Instruction: Exclude any images and output the remaining records exactly.

Records from a data source

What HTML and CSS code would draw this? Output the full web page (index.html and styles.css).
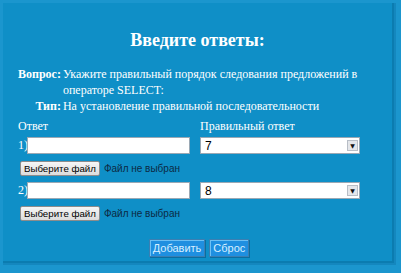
FILE: index.html
```html
<!DOCTYPE html>
<html lang="ru">
  <head>
    <meta charset="UTF-8" />
    <title>Введите ответы</title>
    <link rel="stylesheet" href="styles.css">
  </head>
  <body>
    <div class="panel">
      <h1 class="title">Введите ответы:</h1>

      <table class="info">
        <tr>
          <th>Вопрос:</th>
          <td>Укажите правильный порядок следования предложений в операторе SELECT:</td>
        </tr>
        <tr>
          <th>Тип:</th>
          <td>На установление правильной последовательности</td>
        </tr>
      </table>

      <form class="answers">
        <div class="col-head">Ответ</div>
        <div class="col-head">Правильный ответ</div>

        <div class="answer">
          <span class="num">1)</span>
          <input type="text" class="text-field">
        </div>
        <div class="select-wrap">
          <select class="pick"><option>7</option></select>
          <span class="arrow">&#9660;</span>
        </div>
        <div class="file-row">
          <button type="button" class="file-btn">Выберите файл</button>
          <span class="file-name">Файл не выбран</span>
        </div>

        <div class="answer">
          <span class="num">2)</span>
          <input type="text" class="text-field">
        </div>
        <div class="select-wrap">
          <select class="pick"><option>8</option></select>
          <span class="arrow">&#9660;</span>
        </div>
        <div class="file-row">
          <button type="button" class="file-btn">Выберите файл</button>
          <span class="file-name">Файл не выбран</span>
        </div>
      </form>

      <div class="actions">
        <button type="button" class="action-btn">Добавить</button>
        <button type="button" class="action-btn">Сброс</button>
      </div>
    </div>
  </body>
</html>
```

FILE: styles.css
```css
body {
  margin: 0;
  background-color: #1b96ce;
  font-family: "Liberation Serif", "Times New Roman", serif;
  color: #fff;
  font-size: 12px;
}
.panel {
  margin: 3px 9px 10px 3px;
  height: 258px;
  box-sizing: border-box;
  background-color: #0f8fc7;
  box-shadow: 1px 1px 0 1px #0b7cb0, 2px 2px 0 2px #1487be;
  padding: 1px 15px 0 15px;
}
.title {
  margin: 26px 0 0 0;
  text-align: center;
  font-size: 18px;
  line-height: 20px;
  font-weight: bold;
}
.info {
  border-collapse: collapse;
  margin-top: 16px;
}
.info th {
  text-align: right;
  vertical-align: top;
  padding: 0 2px 0 0;
  font-weight: bold;
  white-space: nowrap;
  line-height: 16px;
}
.info td {
  padding: 0;
  line-height: 16px;
  width: 300px;
}
.answers {
  display: grid;
  grid-template-columns: 182px 160px;
  margin-top: 4px;
}
.col-head {
  line-height: 16px;
  margin-bottom: 3px;
}
.answer {
  display: flex;
  align-items: center;
}
.num {
  width: 9px;
  line-height: 17px;
}
.text-field {
  width: 163px;
  height: 17px;
  box-sizing: border-box;
  border: 1px solid #9aa8b4;
  margin: 0;
  padding: 0 2px;
  background: #fff;
}
.select-wrap {
  position: relative;
  width: 160px;
  height: 17px;
}
.pick {
  appearance: none;
  -webkit-appearance: none;
  width: 160px;
  height: 17px;
  box-sizing: border-box;
  border: 1px solid #9aa8b4;
  border-radius: 0;
  margin: 0;
  padding: 0 4px;
  background: #fff;
  font-family: "Liberation Sans", Arial, sans-serif;
  font-size: 12px;
  color: #000;
}
.arrow {
  position: absolute;
  right: 2px;
  top: 3px;
  width: 11px;
  height: 11px;
  background: #e4e6ea;
  border: 1px solid #b8bec6;
  box-sizing: border-box;
  color: #111;
  font-family: "DejaVu Sans", sans-serif;
  font-size: 6px;
  line-height: 9px;
  text-align: center;
}
.file-row {
  grid-column: 1 / 3;
  display: flex;
  align-items: center;
  padding: 7px 0 6px 2px;
  font-family: "Liberation Sans", Arial, sans-serif;
}
.file-btn {
  font-family: "Liberation Sans", Arial, sans-serif;
  font-size: 9.7px;
  color: #000;
  background: linear-gradient(#f6f6f6, #dcdcdc);
  border: 1px solid #8c8c8c;
  border-radius: 2px;
  height: 15px;
  padding: 0 3px;
  margin: 0 4px 0 0;
  line-height: 13px;
}
.file-name {
  color: #0c2a44;
  font-size: 10px;
}
.actions {
  display: flex;
  justify-content: center;
  gap: 4px;
  margin-top: 12px;
  padding-left: 3px;
}
.action-btn {
  font-family: "Liberation Sans", Arial, sans-serif;
  font-size: 11px;
  color: #d8efff;
  background: #1f8fe0;
  border: 1px solid #3a7fb2;
  box-shadow: inset 1px 1px 0 #6cc0f4, 1px 1px 0 #0a6da0;
  height: 18px;
  padding: 0 3px;
  margin: 0;
}
```
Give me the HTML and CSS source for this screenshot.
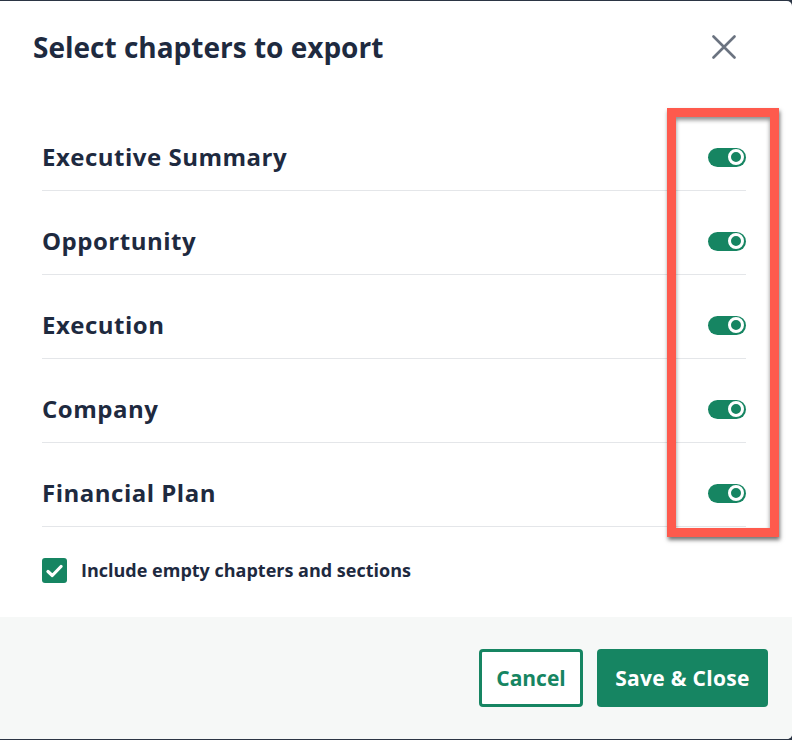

Full answer:
What HTML and CSS code would draw this? Output the full web page (index.html and styles.css).
FILE: index.html
```html
<!DOCTYPE html>
<html lang="ru">
  <head>
    <meta charset="UTF-8" />
    <title>Введите ответы</title>
    <link rel="stylesheet" href="styles.css">
  </head>
  <body>
    <div class="panel">
      <h1 class="title">Введите ответы:</h1>

      <table class="info">
        <tr>
          <th>Вопрос:</th>
          <td>Укажите правильный порядок следования предложений в операторе SELECT:</td>
        </tr>
        <tr>
          <th>Тип:</th>
          <td>На установление правильной последовательности</td>
        </tr>
      </table>

      <form class="answers">
        <div class="col-head">Ответ</div>
        <div class="col-head">Правильный ответ</div>

        <div class="answer">
          <span class="num">1)</span>
          <input type="text" class="text-field">
        </div>
        <div class="select-wrap">
          <select class="pick"><option>7</option></select>
          <span class="arrow">&#9660;</span>
        </div>
        <div class="file-row">
          <button type="button" class="file-btn">Выберите файл</button>
          <span class="file-name">Файл не выбран</span>
        </div>

        <div class="answer">
          <span class="num">2)</span>
          <input type="text" class="text-field">
        </div>
        <div class="select-wrap">
          <select class="pick"><option>8</option></select>
          <span class="arrow">&#9660;</span>
        </div>
        <div class="file-row">
          <button type="button" class="file-btn">Выберите файл</button>
          <span class="file-name">Файл не выбран</span>
        </div>
      </form>

      <div class="actions">
        <button type="button" class="action-btn">Добавить</button>
        <button type="button" class="action-btn">Сброс</button>
      </div>
    </div>
  </body>
</html>
```

FILE: styles.css
```css
body {
  margin: 0;
  background-color: #1b96ce;
  font-family: "Liberation Serif", "Times New Roman", serif;
  color: #fff;
  font-size: 12px;
}
.panel {
  margin: 3px 9px 10px 3px;
  height: 258px;
  box-sizing: border-box;
  background-color: #0f8fc7;
  box-shadow: 1px 1px 0 1px #0b7cb0, 2px 2px 0 2px #1487be;
  padding: 1px 15px 0 15px;
}
.title {
  margin: 26px 0 0 0;
  text-align: center;
  font-size: 18px;
  line-height: 20px;
  font-weight: bold;
}
.info {
  border-collapse: collapse;
  margin-top: 16px;
}
.info th {
  text-align: right;
  vertical-align: top;
  padding: 0 2px 0 0;
  font-weight: bold;
  white-space: nowrap;
  line-height: 16px;
}
.info td {
  padding: 0;
  line-height: 16px;
  width: 300px;
}
.answers {
  display: grid;
  grid-template-columns: 182px 160px;
  margin-top: 4px;
}
.col-head {
  line-height: 16px;
  margin-bottom: 3px;
}
.answer {
  display: flex;
  align-items: center;
}
.num {
  width: 9px;
  line-height: 17px;
}
.text-field {
  width: 163px;
  height: 17px;
  box-sizing: border-box;
  border: 1px solid #9aa8b4;
  margin: 0;
  padding: 0 2px;
  background: #fff;
}
.select-wrap {
  position: relative;
  width: 160px;
  height: 17px;
}
.pick {
  appearance: none;
  -webkit-appearance: none;
  width: 160px;
  height: 17px;
  box-sizing: border-box;
  border: 1px solid #9aa8b4;
  border-radius: 0;
  margin: 0;
  padding: 0 4px;
  background: #fff;
  font-family: "Liberation Sans", Arial, sans-serif;
  font-size: 12px;
  color: #000;
}
.arrow {
  position: absolute;
  right: 2px;
  top: 3px;
  width: 11px;
  height: 11px;
  background: #e4e6ea;
  border: 1px solid #b8bec6;
  box-sizing: border-box;
  color: #111;
  font-family: "DejaVu Sans", sans-serif;
  font-size: 6px;
  line-height: 9px;
  text-align: center;
}
.file-row {
  grid-column: 1 / 3;
  display: flex;
  align-items: center;
  padding: 7px 0 6px 2px;
  font-family: "Liberation Sans", Arial, sans-serif;
}
.file-btn {
  font-family: "Liberation Sans", Arial, sans-serif;
  font-size: 9.7px;
  color: #000;
  background: linear-gradient(#f6f6f6, #dcdcdc);
  border: 1px solid #8c8c8c;
  border-radius: 2px;
  height: 15px;
  padding: 0 3px;
  margin: 0 4px 0 0;
  line-height: 13px;
}
.file-name {
  color: #0c2a44;
  font-size: 10px;
}
.actions {
  display: flex;
  justify-content: center;
  gap: 4px;
  margin-top: 12px;
  padding-left: 3px;
}
.action-btn {
  font-family: "Liberation Sans", Arial, sans-serif;
  font-size: 11px;
  color: #d8efff;
  background: #1f8fe0;
  border: 1px solid #3a7fb2;
  box-shadow: inset 1px 1px 0 #6cc0f4, 1px 1px 0 #0a6da0;
  height: 18px;
  padding: 0 3px;
  margin: 0;
}
```
Give me the HTML and CSS source for this screenshot.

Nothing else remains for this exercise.